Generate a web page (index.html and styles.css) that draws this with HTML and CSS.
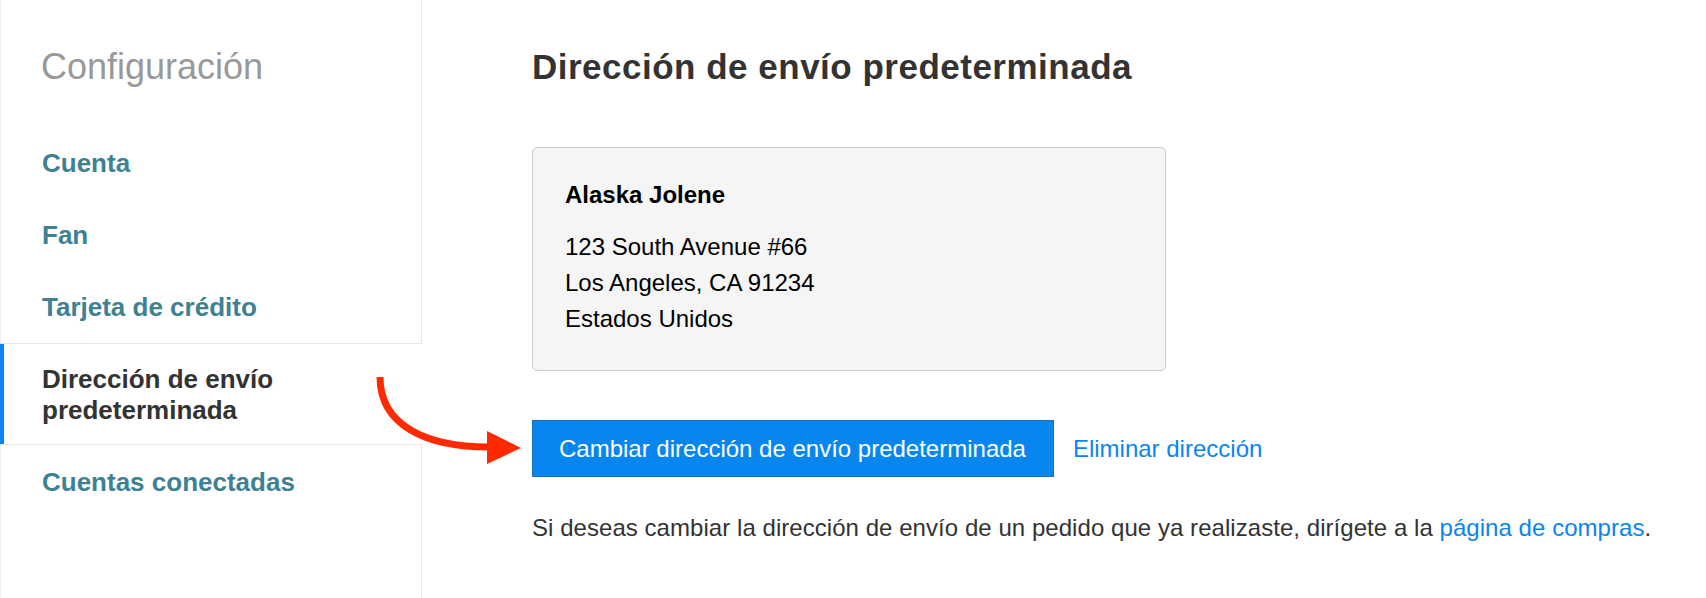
FILE: index.html
```html
<!DOCTYPE html>
<html lang="es">

<head>
  <meta charset="UTF-8">
  <meta name="viewport" content="width=device-width, initial-scale=1.0">
  <title>Configuración</title>
  <link rel="stylesheet" href="styles.css">
</head>

<body>
  <div class="wrapper">
    <aside class="sidebar">
      <h2 class="sidebarTitle">Configuración</h2>
      <nav class="navList">
        <a class="navItem" href="#">Cuenta</a>
        <a class="navItem" href="#">Fan</a>
        <a class="navItem" href="#">Tarjeta de crédito</a>
        <a class="navItem active" href="#">Dirección de envío predeterminada</a>
        <a class="navItem" href="#">Cuentas conectadas</a>
      </nav>
    </aside>

    <main class="content">
      <h1>Dirección de envío predeterminada</h1>

      <div class="addressCard">
        <p class="addressName">Alaska Jolene</p>
        <p>123 South Avenue #66</p>
        <p>Los Angeles, CA 91234</p>
        <p>Estados Unidos</p>
      </div>

      <div class="actions">
        <button class="primaryButton" type="button">Cambiar dirección de envío predeterminada</button>
        <a class="textLink" href="#">Eliminar dirección</a>
      </div>

      <p class="note">Si deseas cambiar la dirección de envío de un pedido que ya realizaste, dirígete a la <a class="textLink" href="#">página de compras</a>.</p>
    </main>

    <!-- annotation arrow -->
    <svg class="annotation" width="1706" height="598" viewBox="0 0 1706 598">
      <path d="M380 377 C380 425 425 447 489 447" fill="none" stroke="#ff2a00" stroke-width="7" />
      <polygon points="487,431 521,448 487,464" fill="#ff2a00" />
    </svg>
  </div>
</body>

</html>
```

FILE: styles.css
```css
body {
  font-family: "Liberation Sans", Arial, sans-serif;
  margin: 0;
  padding: 0;
  background-color: #fff;
}

.wrapper {
  position: relative;
  display: flex;
  min-height: 598px;
}

/* Sidebar */
.sidebar {
  width: 422px;
  flex-shrink: 0;
  box-sizing: border-box;
  border-left: 1px solid #efefef;
  border-right: 1px solid #e6e6e6;
}

.sidebarTitle {
  margin: 0 0 40px;
  padding: 46px 0 0 40px;
  font-size: 36px;
  line-height: 42px;
  font-weight: normal;
  color: #999;
}

.navList {
  display: flex;
  flex-direction: column;
}

.navItem {
  display: block;
  padding: 20px 20px 21px 41px;
  font-size: 26px;
  line-height: 31px;
  font-weight: bold;
  color: #3d8193;
  text-decoration: none;
}

.navItem.active {
  margin: -1px -1px 0 -1px;
  padding: 20px 20px 18px 42px;
  color: #333;
  background-color: #fff;
  border-top: 1px solid #e6e6e6;
  border-bottom: 1px solid #e6e6e6;
  box-shadow: inset 4px 0 0 #0a84f0;
}

.navItem.active + .navItem {
  padding-top: 22px;
}

/* Main content */
.content {
  padding: 46px 0 0 110px;
}

h1 {
  margin: 0;
  font-size: 35px;
  line-height: 42px;
  letter-spacing: 0.5px;
  color: #333;
}

.addressCard {
  width: 634px;
  box-sizing: border-box;
  margin-top: 59px;
  padding: 29px 32px 33px;
  background-color: #f5f5f5;
  border: 1px solid #ccc;
  border-radius: 5px;
}

.addressCard p {
  margin: 0;
  font-size: 24px;
  line-height: 36px;
  color: #000;
}

.addressCard .addressName {
  margin-bottom: 16px;
  font-weight: bold;
}

.actions {
  display: flex;
  align-items: center;
  margin-top: 49px;
}

.primaryButton {
  height: 57px;
  padding: 0 27px 0 26px;
  font-family: inherit;
  font-size: 24px;
  color: #fff;
  background-color: #0886f0;
  border: 1px solid #1c6fb8;
  border-radius: 0;
  cursor: pointer;
}

.textLink {
  color: #0b85ee;
  text-decoration: none;
}

.actions .textLink {
  margin-left: 19px;
  font-size: 24px;
  line-height: 36px;
}

.note {
  margin: 33px 0 0;
  font-size: 24px;
  line-height: 36px;
  letter-spacing: 0.05px;
  color: #333;
}

.annotation {
  position: absolute;
  top: 0;
  left: 0;
  pointer-events: none;
}
```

-------

● **Set problem**
The listing above needs to be output again exactly. Don't include the pictures.

● **Solved exercise**
Generate a web page (index.html and styles.css) that draws this with HTML and CSS.
FILE: index.html
```html
<!DOCTYPE html>
<html lang="es">

<head>
  <meta charset="UTF-8">
  <meta name="viewport" content="width=device-width, initial-scale=1.0">
  <title>Configuración</title>
  <link rel="stylesheet" href="styles.css">
</head>

<body>
  <div class="wrapper">
    <aside class="sidebar">
      <h2 class="sidebarTitle">Configuración</h2>
      <nav class="navList">
        <a class="navItem" href="#">Cuenta</a>
        <a class="navItem" href="#">Fan</a>
        <a class="navItem" href="#">Tarjeta de crédito</a>
        <a class="navItem active" href="#">Dirección de envío predeterminada</a>
        <a class="navItem" href="#">Cuentas conectadas</a>
      </nav>
    </aside>

    <main class="content">
      <h1>Dirección de envío predeterminada</h1>

      <div class="addressCard">
        <p class="addressName">Alaska Jolene</p>
        <p>123 South Avenue #66</p>
        <p>Los Angeles, CA 91234</p>
        <p>Estados Unidos</p>
      </div>

      <div class="actions">
        <button class="primaryButton" type="button">Cambiar dirección de envío predeterminada</button>
        <a class="textLink" href="#">Eliminar dirección</a>
      </div>

      <p class="note">Si deseas cambiar la dirección de envío de un pedido que ya realizaste, dirígete a la <a class="textLink" href="#">página de compras</a>.</p>
    </main>

    <!-- annotation arrow -->
    <svg class="annotation" width="1706" height="598" viewBox="0 0 1706 598">
      <path d="M380 377 C380 425 425 447 489 447" fill="none" stroke="#ff2a00" stroke-width="7" />
      <polygon points="487,431 521,448 487,464" fill="#ff2a00" />
    </svg>
  </div>
</body>

</html>
```

FILE: styles.css
```css
body {
  font-family: "Liberation Sans", Arial, sans-serif;
  margin: 0;
  padding: 0;
  background-color: #fff;
}

.wrapper {
  position: relative;
  display: flex;
  min-height: 598px;
}

/* Sidebar */
.sidebar {
  width: 422px;
  flex-shrink: 0;
  box-sizing: border-box;
  border-left: 1px solid #efefef;
  border-right: 1px solid #e6e6e6;
}

.sidebarTitle {
  margin: 0 0 40px;
  padding: 46px 0 0 40px;
  font-size: 36px;
  line-height: 42px;
  font-weight: normal;
  color: #999;
}

.navList {
  display: flex;
  flex-direction: column;
}

.navItem {
  display: block;
  padding: 20px 20px 21px 41px;
  font-size: 26px;
  line-height: 31px;
  font-weight: bold;
  color: #3d8193;
  text-decoration: none;
}

.navItem.active {
  margin: -1px -1px 0 -1px;
  padding: 20px 20px 18px 42px;
  color: #333;
  background-color: #fff;
  border-top: 1px solid #e6e6e6;
  border-bottom: 1px solid #e6e6e6;
  box-shadow: inset 4px 0 0 #0a84f0;
}

.navItem.active + .navItem {
  padding-top: 22px;
}

/* Main content */
.content {
  padding: 46px 0 0 110px;
}

h1 {
  margin: 0;
  font-size: 35px;
  line-height: 42px;
  letter-spacing: 0.5px;
  color: #333;
}

.addressCard {
  width: 634px;
  box-sizing: border-box;
  margin-top: 59px;
  padding: 29px 32px 33px;
  background-color: #f5f5f5;
  border: 1px solid #ccc;
  border-radius: 5px;
}

.addressCard p {
  margin: 0;
  font-size: 24px;
  line-height: 36px;
  color: #000;
}

.addressCard .addressName {
  margin-bottom: 16px;
  font-weight: bold;
}

.actions {
  display: flex;
  align-items: center;
  margin-top: 49px;
}

.primaryButton {
  height: 57px;
  padding: 0 27px 0 26px;
  font-family: inherit;
  font-size: 24px;
  color: #fff;
  background-color: #0886f0;
  border: 1px solid #1c6fb8;
  border-radius: 0;
  cursor: pointer;
}

.textLink {
  color: #0b85ee;
  text-decoration: none;
}

.actions .textLink {
  margin-left: 19px;
  font-size: 24px;
  line-height: 36px;
}

.note {
  margin: 33px 0 0;
  font-size: 24px;
  line-height: 36px;
  letter-spacing: 0.05px;
  color: #333;
}

.annotation {
  position: absolute;
  top: 0;
  left: 0;
  pointer-events: none;
}
```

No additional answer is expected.